On 08/07/15 09:11, Snuffy "Hub Cap" McKinney wrote:
"whit3rd" wrote in message ...
On Tuesday, July 7, 2015 at 12:02:29 PM UTC-7, Snuffy Hub Cap McKinney wrote:
I have a analog TV that is still working fine and no plans to replace it. Over time, it has developed an audio hum - I'm guessing it's 60 Hz. When the picture is dark, the hum is nearly gone.


Probably the HV flyback power and the audio (sound amplifiers) power are
taken from a common filter capacitor, which has developed high internal resistance.
If you can replace or bypass (put an auxiliary capacitor in parallel with the weak one),
that should fix it.

The hum is caused by voltage droop when the screen is lit, modulated at 60 Hz
because the screen blanks for a while during vertical retrace.

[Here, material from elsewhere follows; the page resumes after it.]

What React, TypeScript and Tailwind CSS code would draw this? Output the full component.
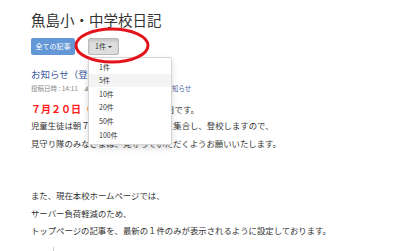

Thanks, whit3rd. I would give it a try but unfortunatley for me, I don't have a schematic and not up on TV circuits.


My vote is with this response; it'll be the power supply filter capacitors.

Not related to this... but have been meaning to ask.... I would like to pick up radio stations AM & FM that have weak signals. Is there a home-brew antenna method I can use for this? Like the TV, if there's something relatively simple and low cost I'd like to try it. Not worth more than a few dollars.


Different solutions for AM and FM. For AM, run a long wire to the
highest point you can. For FM, height matters too, but you need an
antenna that resonates in the right frequency range. So does the use of
good quality coaxial cable. If you can get an old TV balun, hook the 300
ohm side to the inner ends of two 75cm dipole elements, and run the coax
down from that. Orient the dipole broadside to where your transmitters
are. Both are quite easy homebrew jobs.